From Guilty To Not Guilty, Death Row Inmate To Speak In Montana
Tonight (October 18th), will be an incredible evening at the Montana State University Sub Ballroom. If you are a true crime junkie such as myself, you learn that there were/are a lot of injustices in the system. With new technology and using science, we are finally able to be more accurate with our guilty and not guilty verdicts. But there was a time when that wasn't an option.
In 1985, a man name Anthony Ray Hinton was found guilty of two unsolved murders. For 30 years, Hinton spent day after day on death row, until 2015 when a group called the Equal Justice Initiative, led by attorney Bryan Stevenson, took on Hinton's case and got that verdict overturned.
Imagine spending 30 years thinking about ways to prove your innocence, exhausting all of your resources, just to be continuously told you were guilty of a horrific crimes you, in fact, did not commit.
Hinton was finally freed in 2015 and has since used his story as a way to educate people all over the world about the injustices of his case.
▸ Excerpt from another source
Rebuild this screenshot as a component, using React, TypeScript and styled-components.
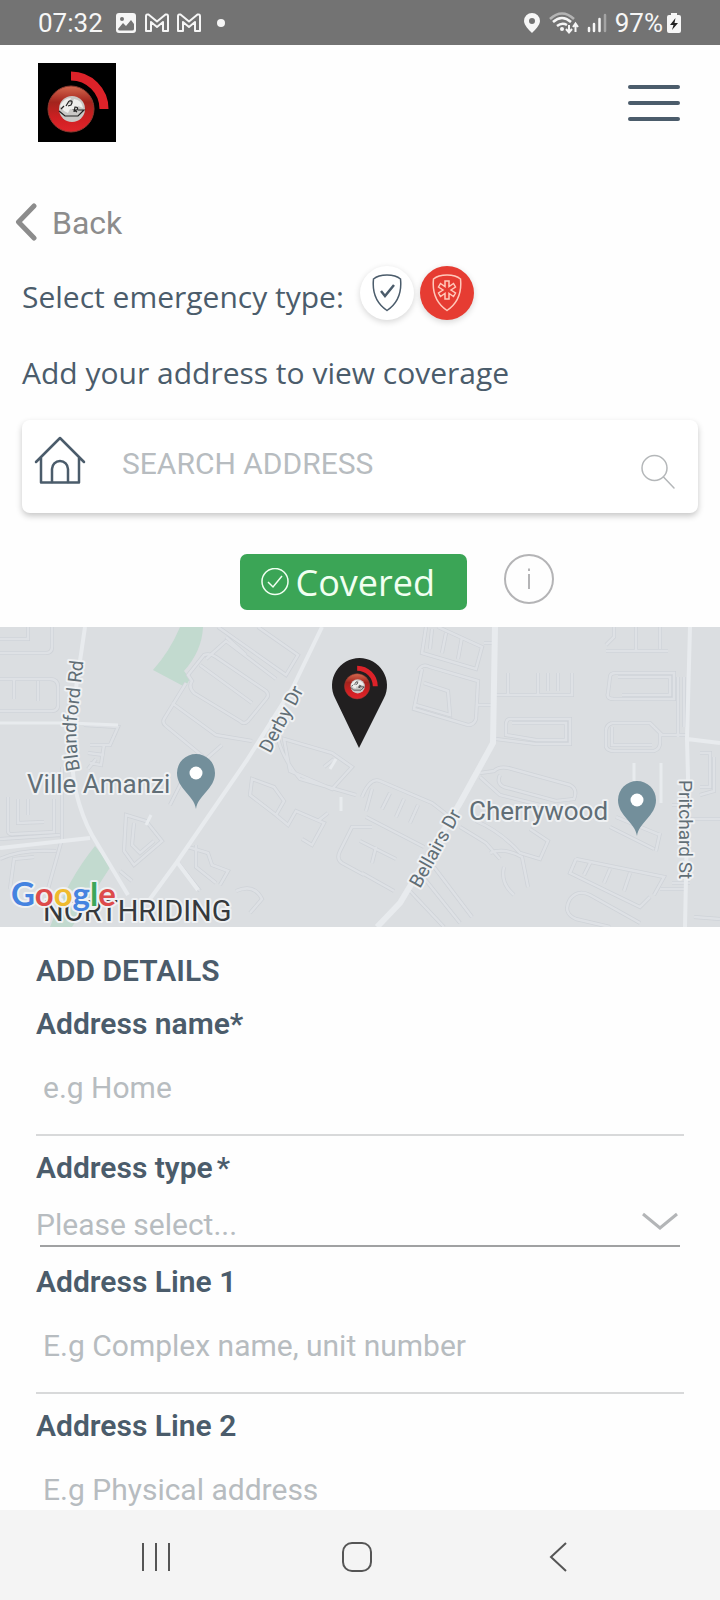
import React from "react";
import styled, { createGlobalStyle } from "styled-components";

const GlobalStyle = createGlobalStyle`
  *, *::before, *::after { box-sizing: border-box; }
  body { margin: 0; background: #fefefe; }
  button, input, select { font: inherit; color: inherit; }
  button { margin: 0; padding: 0; border: 0; background: none; cursor: pointer; }
  svg { display: block; flex: none; }
`;

const SLATE = "#4b5c6b";
const HINT = "#b7bcc0";

const Screen = styled.div`
  display: flex;
  flex-direction: column;
  height: 100vh;
  background: #fefefe;
  font-family: Roboto, "Liberation Sans", sans-serif;
  color: ${SLATE};
`;

const StatusBar = styled.div`
  flex: none;
  display: flex;
  align-items: center;
  justify-content: space-between;
  height: 45px;
  padding: 0 38px;
  background: #737373;
  color: #f6f6f6;
  font-size: 26px;
  line-height: 30px;
`;

const StatusGroup = styled.div<{ $gap: number }>`
  display: flex;
  align-items: center;
  gap: ${(p) => p.$gap}px;
`;

const Clock = styled.span`
  margin-right: 4px;
`;

const Content = styled.main`
  flex: 1;
  min-height: 0;
  overflow-y: auto;
  scrollbar-width: none;
`;

const Header = styled.header`
  display: flex;
  align-items: center;
  justify-content: space-between;
  padding: 18px 40px 0 38px;
`;

const MenuButton = styled.button`
  display: flex;
  flex-direction: column;
  gap: 12px;
  width: 52px;
`;

const MenuLine = styled.span`
  height: 4px;
  border-radius: 2px;
  background: ${SLATE};
`;

const BackLink = styled.a`
  display: inline-flex;
  align-items: center;
  gap: 15px;
  margin: 58px 0 0 15px;
  color: #8c8c8c;
  font-size: 32px;
  line-height: 40px;
  text-decoration: none;
`;

const BackText = styled.span`
  padding-top: 3px;
`;

const Intro = styled.section`
  padding: 20px 22px 0;
  font-family: "Open Sans", "Noto Sans", sans-serif;
  font-size: 30px;
  line-height: 40px;
`;

const TypeRow = styled.div`
  display: flex;
  align-items: flex-start;
  gap: 6px;
`;

const TypeLabel = styled.span`
  padding: 11px 10px 0 0;
`;

const TypeButton = styled.button<{ $active?: boolean }>`
  display: flex;
  align-items: center;
  justify-content: center;
  width: 54px;
  height: 54px;
  border-radius: 50%;
  background: ${(p) => (p.$active ? "#e63c32" : "#fff")};
  color: ${(p) => (p.$active ? "#ffc9bb" : SLATE)};
  box-shadow: 0 2px 6px rgba(0, 0, 0, 0.16);
`;

const Paragraph = styled.p`
  margin: 33px 0 0;
`;

const SearchBox = styled.form`
  display: flex;
  align-items: center;
  height: 93px;
  margin: 27px 22px 0;
  padding: 0 22px 12px 12px;
  border-radius: 8px;
  background: #fff;
  box-shadow: 0 3px 6px rgba(0, 0, 0, 0.22);
`;

const SearchInput = styled.input`
  flex: 1;
  min-width: 0;
  height: 48px;
  margin: 6px 0 0 36px;
  padding: 0;
  border: 0;
  outline: 0;
  background: transparent;
  font-size: 30px;
  &::placeholder { color: ${HINT}; opacity: 1; }
`;

const SearchButton = styled.button`
  margin-top: 24px;
`;

const CoverageRow = styled.div`
  display: flex;
  justify-content: center;
  align-items: flex-start;
  gap: 36px;
  padding: 41px 0 17px 74px;
`;

const CoveredBadge = styled.button`
  display: flex;
  align-items: center;
  gap: 6px;
  width: 227px;
  height: 56px;
  padding: 2px 0 0 20px;
  border-radius: 7px;
  background: #3ba556;
  color: #f1fff1;
  font-family: "Open Sans", "Noto Sans", sans-serif;
  font-size: 36px;
  line-height: 48px;
`;

const MapPanel = styled.section`
  height: 300px;
  background: #dbdee1;
  & > svg { width: 100%; height: 100%; }
`;

const MapText = styled.text<{ $size: number; $color?: string }>`
  font-size: ${(p) => p.$size}px;
  fill: ${(p) => p.$color || "#616e76"};
  stroke: #eff1f3;
  stroke-width: 4px;
  stroke-linejoin: round;
  paint-order: stroke;
`;

const GoogleMark = styled(MapText)`
  font-family: Lato, sans-serif;
  font-weight: 700;
`;

const Details = styled.form`
  display: flex;
  flex-direction: column;
  gap: 14px;
  padding: 26px 36px 0;
  font-size: 30px;
  line-height: 36px;
`;

const Title = styled.h2`
  margin: 0 0 3px;
  font-size: 30px;
  font-weight: 600;
  line-height: 36px;
`;

const Field = styled.div`
  display: flex;
  flex-direction: column;
`;

const Label = styled.label`
  font-weight: 600;
`;

const Star = styled.span`
  margin-left: 4px;
  font-weight: 500;
`;

const TextInput = styled.input`
  width: 100%;
  height: 94px;
  padding: 0 7px;
  border: 0;
  border-bottom: 2px solid #d8d9da;
  border-radius: 0;
  outline: 0;
  background: transparent;
  &::placeholder { color: ${HINT}; opacity: 1; }
`;

const SelectWrap = styled.div`
  display: flex;
  align-items: center;
  height: 61px;
  margin-bottom: 3px;
  padding: 12px 6px 0 0;
  background: linear-gradient(#a0a1a2, #a0a1a2) center bottom / calc(100% - 8px) 2px no-repeat;
`;

const Select = styled.select`
  flex: 1;
  height: 44px;
  padding: 6px 0 0;
  border: 0;
  outline: 0;
  appearance: none;
  background: transparent;
  color: ${HINT};
`;

const NavBar = styled.nav`
  flex: none;
  display: flex;
  align-items: center;
  justify-content: space-around;
  height: 90px;
  padding: 4px 62px 0 56px;
  background: #f4f4f4;
`;

const NavButton = styled.button`
  display: flex;
  justify-content: center;
  width: 60px;
`;

function BrandMark() {
  return (
    <>
      <path d="M33 13 A33 33 0 0 1 66 46" fill="none" stroke="#dc2229" strokeWidth="9" />
      <circle cx="33" cy="46" r="23" fill="url(#ring)" stroke="#8e3a30" strokeWidth="1" />
      <circle cx="34" cy="46" r="13" fill="#c9c8c6" />
      <path d="M22 43 q4 -8 11 -8 l-3 6 4 -1 2 -4 q8 1 9 9 l-5 -2 -3 4 -5 -1 -2 4 -4 -2z" fill="#eeeeec" />
      <path d="M21 48 l6 5 h13 l6 -6 h-6 M31 38 l-3 5 M31 38 q5 -1 2 4 l-3 1 M36 49 l1 -5 q4 0 2 3 l-3 0 3 2 M23 46 l3 -3" fill="none" stroke="#222" strokeWidth="1.200" />
    </>
  );
}

function Gradients() {
  return (
    <defs>
      <linearGradient id="ring" x1="0" y1="0" x2="0" y2="1">
        <stop offset="0" stopColor="#d5694f" />
        <stop offset="0.35" stopColor="#a3241d" />
        <stop offset="0.7" stopColor="#cf1f22" />
        <stop offset="1" stopColor="#e0252b" />
      </linearGradient>
    </defs>
  );
}

function MailIcon() {
  return (
    <svg width="24" height="20" viewBox="0 0 24 20" fill="none" stroke="#f6f6f6" strokeWidth="2" strokeLinejoin="round">
      <path d="M1 18 V3 Q1 1 3.500 1.500 L12 8.500 L20.500 1.500 Q23 1 23 3 V18 H18 V9 L12 14 L6 9 V18 Z" />
    </svg>
  );
}

const SHIELD = "M15 1 C20 1 25 2 28.500 5 C30 19 26 29 15 36.500 C4 29 0 19 1.500 5 C5 2 10 1 15 1 Z";

const MINOR = [
  "M0 12 H28 V0 M52 0 V20 Q52 26 46 26 H0 M0 52 H50 Q58 52 58 60 V78 Q58 84 52 84 H0 M14 52 V72 M38 54 V74",
  "M8 170 V204 Q8 208 14 207 L54 205 V172 M18 172 V196 L44 195 M28 172 V188 M62 140 V212 L48 262 M0 232 Q20 222 56 224 M10 262 L14 232 L34 230 M0 212 L60 208",
  "M84 98 L118 100 L110 118 H90 M104 118 L101 138 L90 136 M88 126 L104 128 M96 132 L88 142",
  "M126 188 L124 224 L134 238 L162 214 L146 194 Z M134 196 L132 218 L140 226 L154 214 M120 244 L132 254 M170 178 L184 150",
  "M186 56 L164 92 Q162 96 166 99 L206 132 L222 118 M172 76 L216 108 L252 114 M206 132 L186 148 M188 48 L204 28 Q210 26 216 30 L266 64 Q270 68 266 72 L248 94 Q244 98 240 94 L194 66 Q188 60 192 54 Z",
  "M218 0 L286 48 L298 28 L258 0 M206 32 L226 14 L276 52 M200 38 L252 76 M226 10 L246 28",
  "M284 112 L332 126 L352 140 L332 162 L290 144 Z M278 112 Q284 134 300 152 L356 168 M324 140 L334 132 M252 152 L250 168 L276 188 L284 174 L274 160 Z M276 188 L288 198 L296 184 L324 196 L312 218 L302 212 M318 194 L328 186",
  "M340 224 L352 200 H372 M340 224 Q336 232 342 236 L364 248 M188 220 L208 226 L212 238 L228 244 L220 258 M178 236 L200 264 M196 218 V240 L216 256 M236 264 Q254 256 262 272 L250 286",
  "M362 170 Q370 150 380 154 L432 176 L450 190 M366 190 L424 220 M372 162 L366 184 M390 166 L382 182 M404 172 L396 190 M418 178 L410 196 M360 214 L396 232 M376 220 L372 236 M362 246 L394 264 M420 246 L460 296 M434 240 L472 290 M410 264 L444 300",
  "M426 0 L422 26 L476 42 L482 20 L438 0 M432 2 L430 22 M446 6 L442 26 M462 10 L458 32 M418 44 Q422 36 430 40 L478 54 L476 92 Q474 98 468 98 L414 82 L422 42 M424 56 L448 64 L450 88 L416 78 M476 78 H494 M484 16 H494",
  "M496 68 H572 V46 M508 46 V68 M538 46 V68 M548 46 V64 M558 46 V64 M496 112 L536 117 H570 V92 H510 Q506 92 506 98 V108 L536 113 H566 V96 H512",
  "M606 24 H668 M636 0 V24 M660 0 V22 M614 0 V10 L606 18 M616 46 H674 V72 H614 Q606 72 608 66 L610 50 Q610 46 616 46 M618 50 H670 V68 H622 M612 96 H650 L662 108 H686 M612 96 Q606 98 606 104 V120 Q608 124 614 124 H654 Q660 122 660 116 V106 M612 100 V118 H652 M678 50 V110 M684 50 V100",
  "M480 146 L494 144 Q500 138 512 142 L570 158 Q578 162 574 172 L556 174 L504 160 Q496 156 500 148 M480 150 L500 168 L540 178 M460 200 Q470 206 486 216 L500 232 M476 194 Q500 204 520 226 L540 232 L548 214 L530 202",
  "M576 232 L570 246 L640 280 L650 270 M576 232 L664 250 L654 268 M590 236 L584 248 M610 242 L604 256 M630 246 L624 264 M610 200 L654 222 M660 206 L656 224 M616 190 L660 208 M570 272 Q578 262 590 268 L640 296 M570 272 Q562 286 576 292 L610 300",
  "M700 126 H710 V160 H700 M714 130 V164 L700 168 M690 192 H720 M672 178 H690 M672 256 H690 M660 262 H686 M694 290 L720 292 M490 226 Q504 220 522 230 L528 260 M504 240 Q500 256 514 268",
];

function PlacePin({ x, y }: { x: number; y: number }) {
  return (
    <g transform={`translate(${x} ${y})`}>
      <path d="M0 36 C-2 22 -19 16 -19 0 A19 19 0 0 1 19 0 C19 16 2 22 0 36 Z" fill="#738f9b" />
      <circle r="6.500" fill="#fff" />
    </g>
  );
}

function AreaMap() {
  return (
    <MapPanel aria-label="Map of the address">
      <svg viewBox="0 0 720 300" preserveAspectRatio="xMidYMid slice">
        <path d="M180 0 H203 Q202 24 184 44 L190 52 L185 60 L153 43 Q170 24 180 0 Z" fill="#c2dacf" />
        <path d="M95 219 L111 239 Q96 262 72 300 H50 Q68 252 95 219 Z" fill="#c2dacf" />
        <g fill="none" stroke="#cfd3d8" strokeWidth="4">
          {MINOR.map((d) => <path key={d} d={d} />)}
        </g>
        <g fill="none" stroke="#dee1e5" strokeWidth="2.500">
          {MINOR.map((d) => <path key={d} d={d} />)}
        </g>
        <g fill="none" stroke="#e8ebee" strokeWidth="4" strokeLinejoin="round">
          <path d="M85 0 L80 34 Q66 120 76 165 Q82 190 92 208 L128 268 M0 221 L90 211" />
          <path d="M0 96 H70 L118 98" strokeWidth="3" />
          <path d="M322 0 L293 60 L247 133 L177 235 L150 272 M177 235 L198 263" />
          <path d="M690 0 L687 112 L688 150 L685 300 M687 112 L720 116" />
          <path d="M146 198 L151 188 M330 142 L336 132 M341 170 V184 M634 136 V156 M661 136 V176" strokeWidth="3" />
        </g>
        <path d="M495 0 L493 116 L460 176 L400 276 L377 300" fill="none" stroke="#e8ebee" strokeWidth="6" />

        <path id="blandford" d="M80 143 Q74 112 78 84 L84 30" fill="none" />
        <MapText $size={19}><textPath href="#blandford">Blandford Rd</textPath></MapText>
        <MapText $size={19} transform="translate(270 127) rotate(-62)">Derby Dr</MapText>
        <MapText $size={19} transform="translate(420 262) rotate(-61)">Bellairs Dr</MapText>
        <MapText $size={19} transform="translate(679 153) rotate(90)">Pritchard St</MapText>
        <MapText $size={26} x="27" y="166">Ville Amanzi</MapText>
        <MapText $size={26} x="469" y="193">Cherrywood</MapText>
        <MapText $size={29} $color="#36393c" x="43" y="294">NORTHRIDING</MapText>
        <GoogleMark $size={33} x="11" y="279">
          <tspan fill="#4583e0">G</tspan>
          <tspan fill="#dd4b4b">o</tspan>
          <tspan fill="#efba2e">o</tspan>
          <tspan fill="#4583e0">g</tspan>
          <tspan fill="#3da658">l</tspan>
          <tspan fill="#dd4b4b">e</tspan>
        </GoogleMark>

        <PlacePin x={196} y={146} />
        <PlacePin x={637} y={173} />
        <path d="M359 121 L335 71 A27.500 27.500 0 1 1 384 71 Z" fill="#211f20" />
        <g transform="translate(339 34) scale(0.550)"><BrandMark /></g>
      </svg>
    </MapPanel>
  );
}

export default function App() {
  return (
    <Screen>
      <GlobalStyle />
      <StatusBar>
        <StatusGroup $gap={8}>
          <Clock>07:32</Clock>
          <svg width="22" height="22" viewBox="0 0 22 22">
            <rect x="1" y="1" width="20" height="20" rx="3" fill="#f6f6f6" />
            <circle cx="7" cy="7" r="2" fill="#737373" />
            <path d="M3 17 L8 11 L11 14 L16 8 L19 12 V17 Q19 18.500 17 18.500 H5 Q3 18.500 3 17Z" fill="#737373" />
          </svg>
          <MailIcon />
          <MailIcon />
          <svg width="24" height="10" viewBox="0 0 24 10"><circle cx="12" cy="5" r="4" fill="#f6f6f6" /></svg>
        </StatusGroup>
        <StatusGroup $gap={8}>
          <svg width="18" height="22" viewBox="0 0 18 22">
            <path fillRule="evenodd" fill="#f6f6f6" d="M9 1 A8 8 0 0 1 17 9 C17 13 12 18 9 21 C6 18 1 13 1 9 A8 8 0 0 1 9 1 Z M9 6 A3 3 0 1 0 9 12 A3 3 0 1 0 9 6 Z" />
          </svg>
          <svg width="30" height="24" viewBox="0 0 30 24" fill="none" stroke="#f6f6f6" strokeWidth="2.500">
            <path d="M1 8 Q13 -3 25 8" stroke="#b4b4b4" />
            <path d="M4 11 Q13 3 22 11 M8 15 Q13 11 18 14" />
            <circle cx="13" cy="18" r="2" fill="#f6f6f6" stroke="none" />
            <path d="M20 14 V21 M17 18 L20 21.500 L23 18 M26.500 21 V13 M24 16 L26.500 12.500 L29 16" strokeWidth="2" />
          </svg>
          <svg width="20" height="20" viewBox="0 0 20 20" strokeWidth="2.500" strokeLinecap="round">
            <path d="M2 15 V18 M7 11 V18 M12.500 6 V18" stroke="#f6f6f6" />
            <path d="M18 2 V18" stroke="#a4a4a4" />
          </svg>
          <StatusGroup $gap={3}>
            <span>97%</span>
            <svg width="16" height="22" viewBox="0 0 16 22">
              <path d="M5 1 H11 V3 H13 Q15 3 15 5 V19 Q15 21 13 21 H3 Q1 21 1 19 V5 Q1 3 3 3 H5 Z" fill="#f6f6f6" />
              <path d="M9.500 6 L4 13 H7.500 L6 18 L12 11 H8.500 Z" fill="#222" />
            </svg>
          </StatusGroup>
        </StatusGroup>
      </StatusBar>

      <Content>
        <Header>
          <svg width="78" height="79" viewBox="0 0 78 79" role="img" aria-label="Logo">
            <Gradients />
            <rect width="78" height="79" fill="#000" />
            <BrandMark />
          </svg>
          <MenuButton type="button" aria-label="Menu">
            <MenuLine />
            <MenuLine />
            <MenuLine />
          </MenuButton>
        </Header>

        <BackLink href="#back">
          <svg width="22" height="40" viewBox="0 0 22 40" fill="none" stroke="#8c8c8c" strokeWidth="5" strokeLinecap="round" strokeLinejoin="round">
            <path d="M19 4 L3.500 20 L19 36" />
          </svg>
          <BackText>Back</BackText>
        </BackLink>

        <Intro>
          <TypeRow>
            <TypeLabel>Select emergency type:</TypeLabel>
            <TypeButton type="button" aria-label="Security">
              <svg width="30" height="38" viewBox="0 0 30 38" fill="none" stroke="currentColor" strokeWidth="1.500">
                <path d={SHIELD} />
                <path d="M9 17 L13 22 L22 11" strokeWidth="2.500" />
              </svg>
            </TypeButton>
            <TypeButton type="button" $active aria-label="Medical">
              <svg width="30" height="38" viewBox="0 0 30 38" fill="none" stroke="currentColor" strokeWidth="1.500">
                <path d={SHIELD} />
                <path d="M13 7 H17 V12.500 L21.500 9.500 L23.500 13 L19 16 L23.500 19 L21.500 22.500 L17 19.500 V25 H13 V19.500 L8.500 22.500 L6.500 19 L11 16 L6.500 13 L8.500 9.500 L13 12.500 Z" />
              </svg>
            </TypeButton>
          </TypeRow>
          <Paragraph>Add your address to view coverage</Paragraph>
        </Intro>

        <SearchBox onSubmit={(e) => e.preventDefault()}>
          <svg width="52" height="48" viewBox="0 0 52 48" fill="none" stroke={SLATE} strokeWidth="2.500" strokeLinejoin="round" strokeLinecap="round">
            <path d="M2 26 L26 2 L50 26 M7 22 V46.500 H45 V22" />
            <path d="M18 46 V33 A8 8 0 0 1 34 33 V46" />
          </svg>
          <SearchInput type="text" aria-label="Search address" placeholder="SEARCH ADDRESS" />
          <SearchButton type="submit" aria-label="Search">
            <svg width="36" height="36" viewBox="0 0 36 36" fill="none" stroke="#b4b7b9" strokeWidth="1.500" strokeLinecap="round">
              <circle cx="14.500" cy="14" r="12.500" />
              <path d="M23.500 23 L34 34" />
            </svg>
          </SearchButton>
        </SearchBox>

        <CoverageRow>
          <CoveredBadge type="button">
            <svg width="30" height="30" viewBox="0 0 30 30" fill="none" stroke="#f1fff1" strokeWidth="1.500">
              <circle cx="15" cy="13.500" r="13" />
              <path d="M8 14 L13 19 L22 8" />
            </svg>
            Covered
          </CoveredBadge>
          <button type="button" aria-label="Coverage information">
            <svg width="52" height="52" viewBox="0 0 52 52" fill="none" stroke="#b4b4b6" strokeWidth="2">
              <circle cx="26" cy="25" r="24" />
              <path d="M26 20 V35 M26 14.500 V17" />
            </svg>
          </button>
        </CoverageRow>

        <AreaMap />

        <Details onSubmit={(e) => e.preventDefault()}>
          <Title>ADD DETAILS</Title>
          <Field>
            <Label htmlFor="name">Address name*</Label>
            <TextInput id="name" placeholder="e.g Home" />
          </Field>
          <Field>
            <Label htmlFor="type">Address type<Star>*</Star></Label>
            <SelectWrap>
              <Select id="type" defaultValue="">
                <option value="">Please select...</option>
              </Select>
              <svg width="36" height="20" viewBox="0 0 36 20" fill="none" stroke="#b3b5b7" strokeWidth="3">
                <path d="M1 2 L18 16 L35 2" />
              </svg>
            </SelectWrap>
          </Field>
          <Field>
            <Label htmlFor="line1">Address Line 1</Label>
            <TextInput id="line1" placeholder="E.g Complex name, unit number" />
          </Field>
          <Field>
            <Label htmlFor="line2">Address Line 2</Label>
            <TextInput id="line2" placeholder="E.g Physical address" />
          </Field>
        </Details>
      </Content>

      <NavBar>
        <NavButton type="button" aria-label="Recent apps">
          <svg width="30" height="30" viewBox="0 0 30 30" stroke="#555" strokeWidth="2">
            <path d="M2 1 V29 M15 1 V29 M28 1 V29" />
          </svg>
        </NavButton>
        <NavButton type="button" aria-label="Home">
          <svg width="30" height="30" viewBox="0 0 30 30" fill="none" stroke="#555" strokeWidth="2">
            <rect x="1" y="1" width="28" height="28" rx="9" />
          </svg>
        </NavButton>
        <NavButton type="button" aria-label="Back">
          <svg width="18" height="30" viewBox="0 0 18 30" fill="none" stroke="#555" strokeWidth="2">
            <path d="M17 1 L2 15 L17 29" />
          </svg>
        </NavButton>
      </NavBar>
    </Screen>
  );
}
In 2018, Hinton wrote, The Sun Does Shine: How I Found Life and Freedom on Death Row, which became a New York Times Best Seller.
You can hear Hinton's story tonight as he speaks at the Sub Ballroom on campus. Tickets are free, doors open at 6pm, the event starts at 7pm, and there will be a book signing afterwards. Want to grab Hinton's best seller? Good news, there will be copies available at the bookstore for purchase.